Blogger ritsonvaljos said...

Additional information

Nelson’s Anchorage at Rosia Bay, Gibraltar

Rosia Bay is situated on the S.W. side of the Rock of Gibraltar and is the only natural harbour of the fortress. The name ‘Rosia’ comes from the monastery town with this name in northern Italy. Gibraltar is at the western end of the Mediterranean Sea leading into the Atlantic Ocean beyond.

Rosia’s deep water natural harbour has been strategically important for centuries although its military and naval significance has diminished in the 21st Century. Nevertheless, it is still possible to trace the history of Rosia’s defensive arrangements dating back over two centuries, some of which have been restored.

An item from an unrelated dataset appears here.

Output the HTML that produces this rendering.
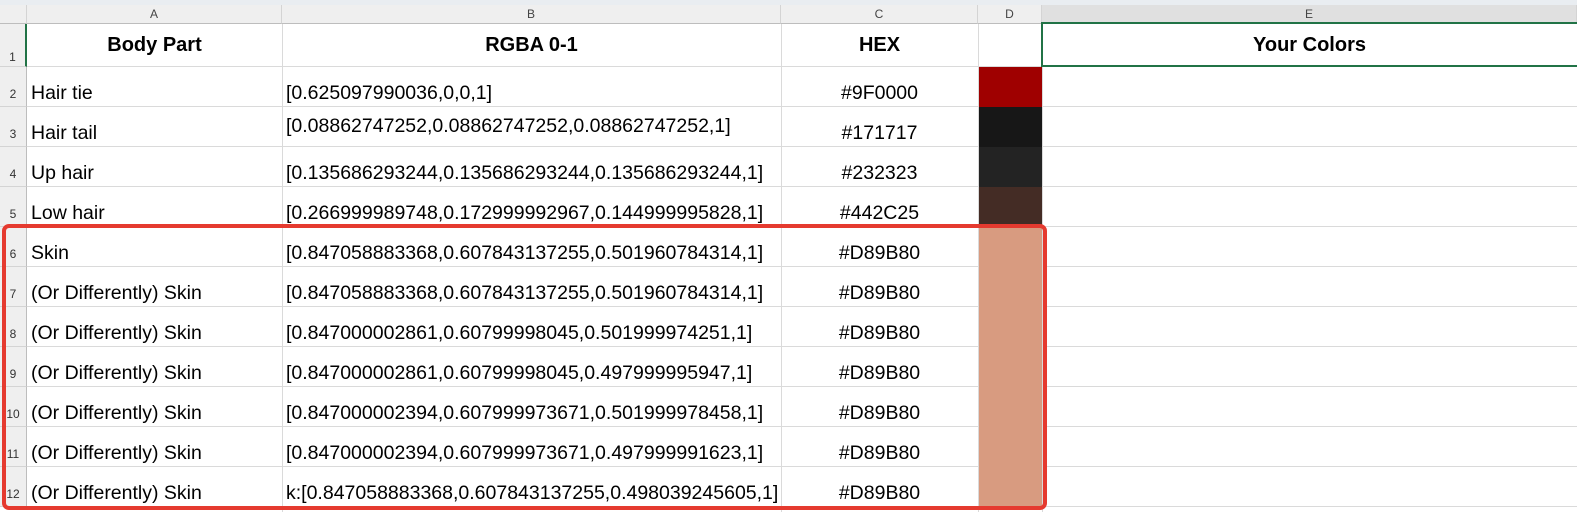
<!DOCTYPE html>
<html><head><style>
body{margin:0;width:1577px;height:512px;overflow:hidden;background:#fff;font-family:"Liberation Sans",sans-serif;position:relative}
.a{position:absolute}
.top{left:0;top:0;width:1577px;height:5px;background:#e9edf1}
.ch{top:5px;height:19px;background:#efefef;border-bottom:1px solid #bdbdbd;box-sizing:border-box;font-size:12px;color:#444;text-align:center;line-height:19px;border-right:1px solid #d4d4d4}
.rh{left:0;width:27px;background:#efefef;border-right:1px solid #bdbdbd;border-bottom:1px solid #d4d4d4;box-sizing:border-box;font-size:12px;color:#333;text-align:center}
.hl{height:1px;background:#dadada;left:27px;width:1550px}
.vl{width:1px;background:#dadada;top:24px;height:488px}
.t{font-size:19.5px;color:#000;white-space:nowrap}
.h{font-size:20px;font-weight:bold}
.sw{left:979px;width:63px;height:40px}
</style></head><body>
<div class="a top"></div>
<div class="a ch" style="left:0;width:27px"></div>
<div class="a ch" style="left:27px;width:255px">A</div>
<div class="a ch" style="left:282px;width:499px">B</div>
<div class="a ch" style="left:781px;width:197px">C</div>
<div class="a ch" style="left:978px;width:64px">D</div>
<div class="a ch" style="left:1042px;width:535px;background:#e0e0e0;border-bottom:2px solid #217346">E</div>
<div class="a vl" style="left:282px"></div>
<div class="a vl" style="left:781px"></div>
<div class="a vl" style="left:978px"></div>
<div class="a vl" style="left:1042px"></div>
<div class="a hl" style="top:66px"></div>
<div class="a hl" style="top:106px"></div>
<div class="a hl" style="top:146px"></div>
<div class="a hl" style="top:186px"></div>
<div class="a hl" style="top:226px"></div>
<div class="a hl" style="top:266px"></div>
<div class="a hl" style="top:306px"></div>
<div class="a hl" style="top:346px"></div>
<div class="a hl" style="top:386px"></div>
<div class="a hl" style="top:426px"></div>
<div class="a hl" style="top:466px"></div>
<div class="a hl" style="top:506px"></div>
<div class="a rh" style="top:24px;height:43px;line-height:66px;border-right:2px solid #217346">1</div>
<div class="a rh" style="top:67px;height:40px;line-height:54px">2</div>
<div class="a rh" style="top:107px;height:40px;line-height:54px">3</div>
<div class="a rh" style="top:147px;height:40px;line-height:54px">4</div>
<div class="a rh" style="top:187px;height:40px;line-height:54px">5</div>
<div class="a rh" style="top:227px;height:40px;line-height:54px">6</div>
<div class="a rh" style="top:267px;height:40px;line-height:54px">7</div>
<div class="a rh" style="top:307px;height:40px;line-height:54px">8</div>
<div class="a rh" style="top:347px;height:40px;line-height:54px">9</div>
<div class="a rh" style="top:387px;height:40px;line-height:54px">10</div>
<div class="a rh" style="top:427px;height:40px;line-height:54px">11</div>
<div class="a rh" style="top:467px;height:40px;line-height:54px">12</div>
<div class="a sw" style="top:67px;background:#9f0000"></div>
<div class="a sw" style="top:107px;background:#171717"></div>
<div class="a sw" style="top:147px;background:#232323"></div>
<div class="a sw" style="top:187px;background:#442c25"></div>
<div class="a sw" style="top:227px;height:280px;background:#d89b80"></div>
<div class="a" style="left:1041px;top:22px;width:540px;height:45px;border:2px solid #217346;box-sizing:border-box"></div>
<div class="a t h" style="left:27px;width:255px;top:34px;text-align:center">Body Part</div>
<div class="a t h" style="left:282px;width:499px;top:34px;text-align:center">RGBA 0-1</div>
<div class="a t h" style="left:781px;width:197px;top:34px;text-align:center">HEX</div>
<div class="a t h" style="left:1042px;width:535px;top:34px;text-align:center">Your Colors</div>
<div class="a t" style="left:31px;top:82px">Hair tie</div>
<div class="a t" style="left:31px;top:122px">Hair tail</div>
<div class="a t" style="left:31px;top:162px">Up hair</div>
<div class="a t" style="left:31px;top:202px">Low hair</div>
<div class="a t" style="left:31px;top:242px">Skin</div>
<div class="a t" style="left:31px;top:282px">(Or Differently) Skin</div>
<div class="a t" style="left:31px;top:322px">(Or Differently) Skin</div>
<div class="a t" style="left:31px;top:362px">(Or Differently) Skin</div>
<div class="a t" style="left:31px;top:402px">(Or Differently) Skin</div>
<div class="a t" style="left:31px;top:442px">(Or Differently) Skin</div>
<div class="a t" style="left:31px;top:482px">(Or Differently) Skin</div>
<div class="a t" style="left:286px;top:82px">[0.625097990036,0,0,1]</div>
<div class="a t" style="left:286px;top:115px">[0.08862747252,0.08862747252,0.08862747252,1]</div>
<div class="a t" style="left:286px;top:162px">[0.135686293244,0.135686293244,0.135686293244,1]</div>
<div class="a t" style="left:286px;top:202px">[0.266999989748,0.172999992967,0.144999995828,1]</div>
<div class="a t" style="left:286px;top:242px">[0.847058883368,0.607843137255,0.501960784314,1]</div>
<div class="a t" style="left:286px;top:282px">[0.847058883368,0.607843137255,0.501960784314,1]</div>
<div class="a t" style="left:286px;top:322px">[0.847000002861,0.60799998045,0.501999974251,1]</div>
<div class="a t" style="left:286px;top:362px">[0.847000002861,0.60799998045,0.497999995947,1]</div>
<div class="a t" style="left:286px;top:402px">[0.847000002394,0.607999973671,0.501999978458,1]</div>
<div class="a t" style="left:286px;top:442px">[0.847000002394,0.607999973671,0.497999991623,1]</div>
<div class="a t" style="left:286px;top:482px">k:[0.847058883368,0.607843137255,0.498039245605,1]</div>
<div class="a t" style="left:781px;width:197px;text-align:center;top:82px">#9F0000</div>
<div class="a t" style="left:781px;width:197px;text-align:center;top:122px">#171717</div>
<div class="a t" style="left:781px;width:197px;text-align:center;top:162px">#232323</div>
<div class="a t" style="left:781px;width:197px;text-align:center;top:202px">#442C25</div>
<div class="a t" style="left:781px;width:197px;text-align:center;top:242px">#D89B80</div>
<div class="a t" style="left:781px;width:197px;text-align:center;top:282px">#D89B80</div>
<div class="a t" style="left:781px;width:197px;text-align:center;top:322px">#D89B80</div>
<div class="a t" style="left:781px;width:197px;text-align:center;top:362px">#D89B80</div>
<div class="a t" style="left:781px;width:197px;text-align:center;top:402px">#D89B80</div>
<div class="a t" style="left:781px;width:197px;text-align:center;top:442px">#D89B80</div>
<div class="a t" style="left:781px;width:197px;text-align:center;top:482px">#D89B80</div>
<div class="a" style="left:2px;top:224px;width:1045px;height:286px;border:4px solid #e53a2f;border-radius:7px;box-sizing:border-box"></div>
</body></html>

Around the time of the Napoleonic wars Gibraltar, and specifically Rosia harbour, was important for the British fleet in southern Europe. It was a place where the Royal Navy’s sailing ships could obtain provisions, including food and water without having to return to home ports in the south of England. Early in the 19th Century one of the major projects in the Rosia Bay area was the development of a Royal Navy Victualling Yard. The buildings were used for this purpose until 2006. At the time of writing the victualing yard buildings were awaiting redevelopment, possibly as an industrial site.

Although no longer used as a victualling yard by the Royal Navy many of the fortified buildings date from the early 19th Century. However, the nearby Rosia Water Tanks were demolished early in the 21st Century by the Government of Gibraltar to make way for affordable housing (“Nelson’s View”).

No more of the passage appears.